-- TO BE DONE --
Answer with nothing but a number: how many lines include the word "components"?

-- RECORDED INFORMATION --
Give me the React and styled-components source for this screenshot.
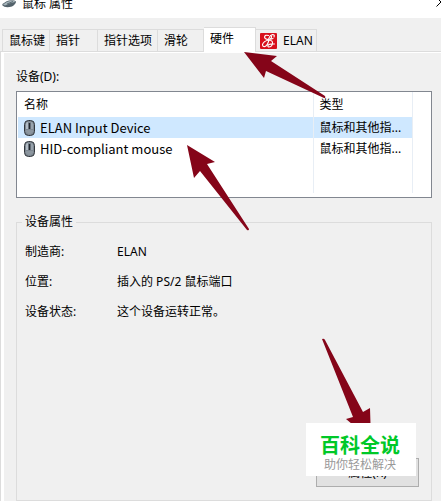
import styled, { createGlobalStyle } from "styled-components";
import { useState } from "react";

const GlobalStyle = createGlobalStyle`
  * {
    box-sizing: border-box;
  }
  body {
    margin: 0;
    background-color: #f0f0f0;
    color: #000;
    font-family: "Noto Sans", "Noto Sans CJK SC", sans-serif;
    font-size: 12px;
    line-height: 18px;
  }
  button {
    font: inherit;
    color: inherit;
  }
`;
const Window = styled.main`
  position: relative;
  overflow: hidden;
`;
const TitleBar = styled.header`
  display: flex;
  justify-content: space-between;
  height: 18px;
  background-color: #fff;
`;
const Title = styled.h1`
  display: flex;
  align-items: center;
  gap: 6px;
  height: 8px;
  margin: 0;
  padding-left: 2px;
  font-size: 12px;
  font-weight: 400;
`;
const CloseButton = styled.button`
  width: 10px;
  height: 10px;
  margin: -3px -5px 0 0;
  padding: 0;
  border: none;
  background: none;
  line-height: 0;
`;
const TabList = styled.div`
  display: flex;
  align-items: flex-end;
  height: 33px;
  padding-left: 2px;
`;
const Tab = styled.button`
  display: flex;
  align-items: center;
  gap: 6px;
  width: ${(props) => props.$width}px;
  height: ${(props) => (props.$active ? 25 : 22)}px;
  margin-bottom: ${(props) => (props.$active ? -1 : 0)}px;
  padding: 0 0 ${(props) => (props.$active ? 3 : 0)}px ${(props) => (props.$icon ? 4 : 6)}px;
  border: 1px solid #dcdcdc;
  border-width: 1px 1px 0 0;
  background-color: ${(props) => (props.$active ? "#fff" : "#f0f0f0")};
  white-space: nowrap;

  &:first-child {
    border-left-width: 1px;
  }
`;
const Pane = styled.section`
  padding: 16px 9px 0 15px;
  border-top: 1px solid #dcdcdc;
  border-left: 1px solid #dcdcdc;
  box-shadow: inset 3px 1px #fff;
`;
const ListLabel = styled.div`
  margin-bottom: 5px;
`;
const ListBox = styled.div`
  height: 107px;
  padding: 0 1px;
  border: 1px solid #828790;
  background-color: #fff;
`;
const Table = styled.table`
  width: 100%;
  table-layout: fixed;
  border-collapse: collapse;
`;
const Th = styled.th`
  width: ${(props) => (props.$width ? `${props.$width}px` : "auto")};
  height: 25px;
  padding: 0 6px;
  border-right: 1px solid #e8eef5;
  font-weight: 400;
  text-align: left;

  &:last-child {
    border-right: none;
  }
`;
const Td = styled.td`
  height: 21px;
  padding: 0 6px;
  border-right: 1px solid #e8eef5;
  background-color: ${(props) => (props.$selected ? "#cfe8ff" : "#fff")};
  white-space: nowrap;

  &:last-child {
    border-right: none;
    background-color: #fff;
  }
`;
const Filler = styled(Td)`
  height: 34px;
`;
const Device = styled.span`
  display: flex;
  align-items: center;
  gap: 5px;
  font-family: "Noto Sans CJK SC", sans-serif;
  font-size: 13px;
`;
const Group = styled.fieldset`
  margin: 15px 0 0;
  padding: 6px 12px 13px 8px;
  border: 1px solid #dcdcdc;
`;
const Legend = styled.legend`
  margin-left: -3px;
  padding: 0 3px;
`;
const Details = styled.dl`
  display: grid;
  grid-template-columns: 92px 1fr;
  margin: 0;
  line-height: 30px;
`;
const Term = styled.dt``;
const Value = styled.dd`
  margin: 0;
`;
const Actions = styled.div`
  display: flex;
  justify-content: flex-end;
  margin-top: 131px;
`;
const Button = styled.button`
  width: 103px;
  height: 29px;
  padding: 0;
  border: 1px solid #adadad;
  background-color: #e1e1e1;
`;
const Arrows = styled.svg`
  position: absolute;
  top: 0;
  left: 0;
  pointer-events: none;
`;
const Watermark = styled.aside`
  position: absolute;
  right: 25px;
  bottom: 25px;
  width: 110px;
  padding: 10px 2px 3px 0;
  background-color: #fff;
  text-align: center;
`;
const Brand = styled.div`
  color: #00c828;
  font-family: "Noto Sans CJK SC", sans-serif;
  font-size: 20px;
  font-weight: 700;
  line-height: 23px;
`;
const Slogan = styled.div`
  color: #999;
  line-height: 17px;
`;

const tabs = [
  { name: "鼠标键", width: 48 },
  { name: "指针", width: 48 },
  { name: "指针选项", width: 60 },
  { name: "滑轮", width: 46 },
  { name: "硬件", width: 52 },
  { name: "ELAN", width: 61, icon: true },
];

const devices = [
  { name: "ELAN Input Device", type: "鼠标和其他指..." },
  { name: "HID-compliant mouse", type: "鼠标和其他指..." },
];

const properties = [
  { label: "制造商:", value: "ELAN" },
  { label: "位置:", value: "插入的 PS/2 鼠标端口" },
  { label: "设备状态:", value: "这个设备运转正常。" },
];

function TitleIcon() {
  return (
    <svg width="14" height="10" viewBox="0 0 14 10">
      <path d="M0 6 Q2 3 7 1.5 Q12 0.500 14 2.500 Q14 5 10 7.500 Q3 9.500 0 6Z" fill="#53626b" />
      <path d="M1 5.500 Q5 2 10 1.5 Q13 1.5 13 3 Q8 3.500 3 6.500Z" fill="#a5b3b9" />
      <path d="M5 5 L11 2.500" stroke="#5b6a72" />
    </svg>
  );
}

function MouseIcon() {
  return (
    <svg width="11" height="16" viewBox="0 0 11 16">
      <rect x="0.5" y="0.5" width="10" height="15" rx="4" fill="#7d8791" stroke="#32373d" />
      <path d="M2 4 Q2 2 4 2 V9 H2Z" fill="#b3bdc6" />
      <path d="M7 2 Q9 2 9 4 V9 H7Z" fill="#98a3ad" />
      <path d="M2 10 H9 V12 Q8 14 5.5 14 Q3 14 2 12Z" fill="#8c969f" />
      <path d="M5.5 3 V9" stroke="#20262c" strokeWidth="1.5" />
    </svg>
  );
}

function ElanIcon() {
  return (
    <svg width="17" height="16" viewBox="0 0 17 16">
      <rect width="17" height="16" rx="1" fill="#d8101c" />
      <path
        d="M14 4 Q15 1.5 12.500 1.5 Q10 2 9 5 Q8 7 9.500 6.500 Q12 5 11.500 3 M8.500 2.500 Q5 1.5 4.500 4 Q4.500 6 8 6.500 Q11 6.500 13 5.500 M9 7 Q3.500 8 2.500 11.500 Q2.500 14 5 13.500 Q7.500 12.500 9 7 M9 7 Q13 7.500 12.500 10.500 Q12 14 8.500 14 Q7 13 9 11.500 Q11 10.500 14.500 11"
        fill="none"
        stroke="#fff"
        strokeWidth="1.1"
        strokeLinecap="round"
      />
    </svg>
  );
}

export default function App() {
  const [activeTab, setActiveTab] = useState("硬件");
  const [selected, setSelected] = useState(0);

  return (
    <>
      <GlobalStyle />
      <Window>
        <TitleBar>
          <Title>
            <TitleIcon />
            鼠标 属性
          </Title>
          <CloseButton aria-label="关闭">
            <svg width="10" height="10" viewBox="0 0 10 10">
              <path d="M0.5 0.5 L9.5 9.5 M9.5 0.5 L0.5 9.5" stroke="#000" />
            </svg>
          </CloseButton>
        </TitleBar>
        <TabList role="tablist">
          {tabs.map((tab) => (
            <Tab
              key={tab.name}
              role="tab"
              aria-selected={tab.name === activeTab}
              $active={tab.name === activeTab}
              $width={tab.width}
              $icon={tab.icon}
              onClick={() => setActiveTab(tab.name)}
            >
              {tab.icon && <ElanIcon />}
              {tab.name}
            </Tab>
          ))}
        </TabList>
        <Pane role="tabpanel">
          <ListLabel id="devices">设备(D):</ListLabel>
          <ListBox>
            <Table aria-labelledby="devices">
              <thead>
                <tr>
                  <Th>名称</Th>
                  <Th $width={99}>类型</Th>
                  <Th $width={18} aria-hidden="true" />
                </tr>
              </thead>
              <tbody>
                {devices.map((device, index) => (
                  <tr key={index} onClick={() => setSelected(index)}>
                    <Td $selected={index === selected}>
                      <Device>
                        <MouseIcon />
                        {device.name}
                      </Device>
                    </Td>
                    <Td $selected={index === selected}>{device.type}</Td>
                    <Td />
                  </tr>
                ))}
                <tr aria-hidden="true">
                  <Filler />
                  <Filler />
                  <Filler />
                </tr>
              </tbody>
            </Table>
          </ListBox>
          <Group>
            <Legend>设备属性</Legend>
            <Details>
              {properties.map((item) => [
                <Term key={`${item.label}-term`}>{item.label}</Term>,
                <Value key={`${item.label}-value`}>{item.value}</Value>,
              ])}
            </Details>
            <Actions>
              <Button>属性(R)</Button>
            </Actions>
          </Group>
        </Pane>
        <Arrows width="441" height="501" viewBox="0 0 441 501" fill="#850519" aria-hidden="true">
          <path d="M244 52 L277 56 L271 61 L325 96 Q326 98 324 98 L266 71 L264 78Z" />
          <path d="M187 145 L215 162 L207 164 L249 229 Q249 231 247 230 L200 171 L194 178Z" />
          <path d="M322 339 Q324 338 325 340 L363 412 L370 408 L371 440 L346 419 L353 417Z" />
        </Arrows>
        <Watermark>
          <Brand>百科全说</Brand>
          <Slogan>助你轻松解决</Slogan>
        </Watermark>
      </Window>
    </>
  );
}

-- WORKED ANSWER --
2